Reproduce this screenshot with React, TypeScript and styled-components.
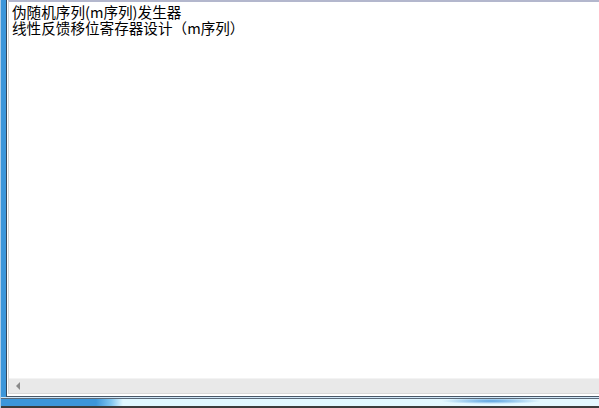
import styled, {createGlobalStyle} from "styled-components";

const FRAME_BLUE = "#3c96da";
const LINE_HEIGHT = 16;

const GlobalStyle = createGlobalStyle`
    html, body {
        margin: 0;
        padding: 0;
        background: #ffffff;
    }
`;

const Frame = styled.div`
    width: 599px;
    height: 408px;
    box-sizing: border-box;
    display: flex;
    flex-direction: column;
    background-color: ${FRAME_BLUE};
    border-left: 1px solid #a9cbe8;
    overflow: hidden;
`;

const Body = styled.div`
    flex: 1;
    display: flex;
    min-height: 0;
    padding-left: 5px;
    border-bottom: 1px solid #cfe6f7;
`;

const Client = styled.div`
    flex: 1;
    display: flex;
    flex-direction: column;
    min-width: 0;
    background: #ffffff;
    border-left: 1px solid #34485c;
    border-bottom: 1px solid #4a5868;
`;

const Edit = styled.div`
    flex: 1;
    display: flex;
    flex-direction: column;
    min-height: 0;
    margin-left: 1px;
    margin-bottom: 2px;
    border-left: 1px solid #d6d6d6;
    border-top: 2px solid #b3b7cd;
    border-bottom: 1px solid #d9d9d9;
`;

const TextArea = styled.div`
    flex: 1;
    padding: 2px 0 0 3px;
    font-family: "Noto Sans CJK SC", "DejaVu Sans", sans-serif;
    font-size: 14.6px;
    line-height: ${LINE_HEIGHT}px;
    color: #000000;
    white-space: pre;
`;

const Line = styled.div`
    height: ${LINE_HEIGHT}px;
`;

const HScrollBar = styled.div`
    height: 14px;
    display: flex;
    align-items: center;
    background: #e9e9e9;
    border-top: 1px solid #f3f3f3;
    padding-left: 7px;
`;

const ArrowLeft = styled.span`
    width: 0;
    height: 0;
    border-top: 4px solid transparent;
    border-bottom: 4px solid transparent;
    border-right: 4px solid #8a8a8a;
`;

const BottomStrip = styled.div`
    height: 7px;
    border-bottom: 2px solid #3c3c3c;
    background:
        radial-gradient(ellipse 50px 3px at 490px 2px, rgba(70, 150, 220, 0.9), rgba(70, 150, 220, 0) 100%),
        linear-gradient(to right, ${FRAME_BLUE} 0, ${FRAME_BLUE} 95px, #7fc6f0 110px, #dff7ff 122px, #e4f8ff 100%);
    border-top: 1px solid #5a6878;
`;

const lines = ["伪随机序列(m序列)发生器", "线性反馈移位寄存器设计（m序列）"];

export default function App() {
    return (
        <>
            <GlobalStyle />
            <Frame>
                <Body>
                    <Client>
                        <Edit>
                            <TextArea>
                                {lines.map((line, index) => (
                                    <Line key={index}>{line}</Line>
                                ))}
                            </TextArea>
                            <HScrollBar>
                                <ArrowLeft />
                            </HScrollBar>
                        </Edit>
                    </Client>
                </Body>
                <BottomStrip />
            </Frame>
        </>
    );
}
= = = = = = =
■ Challenge
Each line of the data should be quoted exactly, with pictures left out.

■ Output of the exercise
Reproduce this screenshot with React, TypeScript and styled-components.
import styled, {createGlobalStyle} from "styled-components";

const FRAME_BLUE = "#3c96da";
const LINE_HEIGHT = 16;

const GlobalStyle = createGlobalStyle`
    html, body {
        margin: 0;
        padding: 0;
        background: #ffffff;
    }
`;

const Frame = styled.div`
    width: 599px;
    height: 408px;
    box-sizing: border-box;
    display: flex;
    flex-direction: column;
    background-color: ${FRAME_BLUE};
    border-left: 1px solid #a9cbe8;
    overflow: hidden;
`;

const Body = styled.div`
    flex: 1;
    display: flex;
    min-height: 0;
    padding-left: 5px;
    border-bottom: 1px solid #cfe6f7;
`;

const Client = styled.div`
    flex: 1;
    display: flex;
    flex-direction: column;
    min-width: 0;
    background: #ffffff;
    border-left: 1px solid #34485c;
    border-bottom: 1px solid #4a5868;
`;

const Edit = styled.div`
    flex: 1;
    display: flex;
    flex-direction: column;
    min-height: 0;
    margin-left: 1px;
    margin-bottom: 2px;
    border-left: 1px solid #d6d6d6;
    border-top: 2px solid #b3b7cd;
    border-bottom: 1px solid #d9d9d9;
`;

const TextArea = styled.div`
    flex: 1;
    padding: 2px 0 0 3px;
    font-family: "Noto Sans CJK SC", "DejaVu Sans", sans-serif;
    font-size: 14.6px;
    line-height: ${LINE_HEIGHT}px;
    color: #000000;
    white-space: pre;
`;

const Line = styled.div`
    height: ${LINE_HEIGHT}px;
`;

const HScrollBar = styled.div`
    height: 14px;
    display: flex;
    align-items: center;
    background: #e9e9e9;
    border-top: 1px solid #f3f3f3;
    padding-left: 7px;
`;

const ArrowLeft = styled.span`
    width: 0;
    height: 0;
    border-top: 4px solid transparent;
    border-bottom: 4px solid transparent;
    border-right: 4px solid #8a8a8a;
`;

const BottomStrip = styled.div`
    height: 7px;
    border-bottom: 2px solid #3c3c3c;
    background:
        radial-gradient(ellipse 50px 3px at 490px 2px, rgba(70, 150, 220, 0.9), rgba(70, 150, 220, 0) 100%),
        linear-gradient(to right, ${FRAME_BLUE} 0, ${FRAME_BLUE} 95px, #7fc6f0 110px, #dff7ff 122px, #e4f8ff 100%);
    border-top: 1px solid #5a6878;
`;

const lines = ["伪随机序列(m序列)发生器", "线性反馈移位寄存器设计（m序列）"];

export default function App() {
    return (
        <>
            <GlobalStyle />
            <Frame>
                <Body>
                    <Client>
                        <Edit>
                            <TextArea>
                                {lines.map((line, index) => (
                                    <Line key={index}>{line}</Line>
                                ))}
                            </TextArea>
                            <HScrollBar>
                                <ArrowLeft />
                            </HScrollBar>
                        </Edit>
                    </Client>
                </Body>
                <BottomStrip />
            </Frame>
        </>
    );
}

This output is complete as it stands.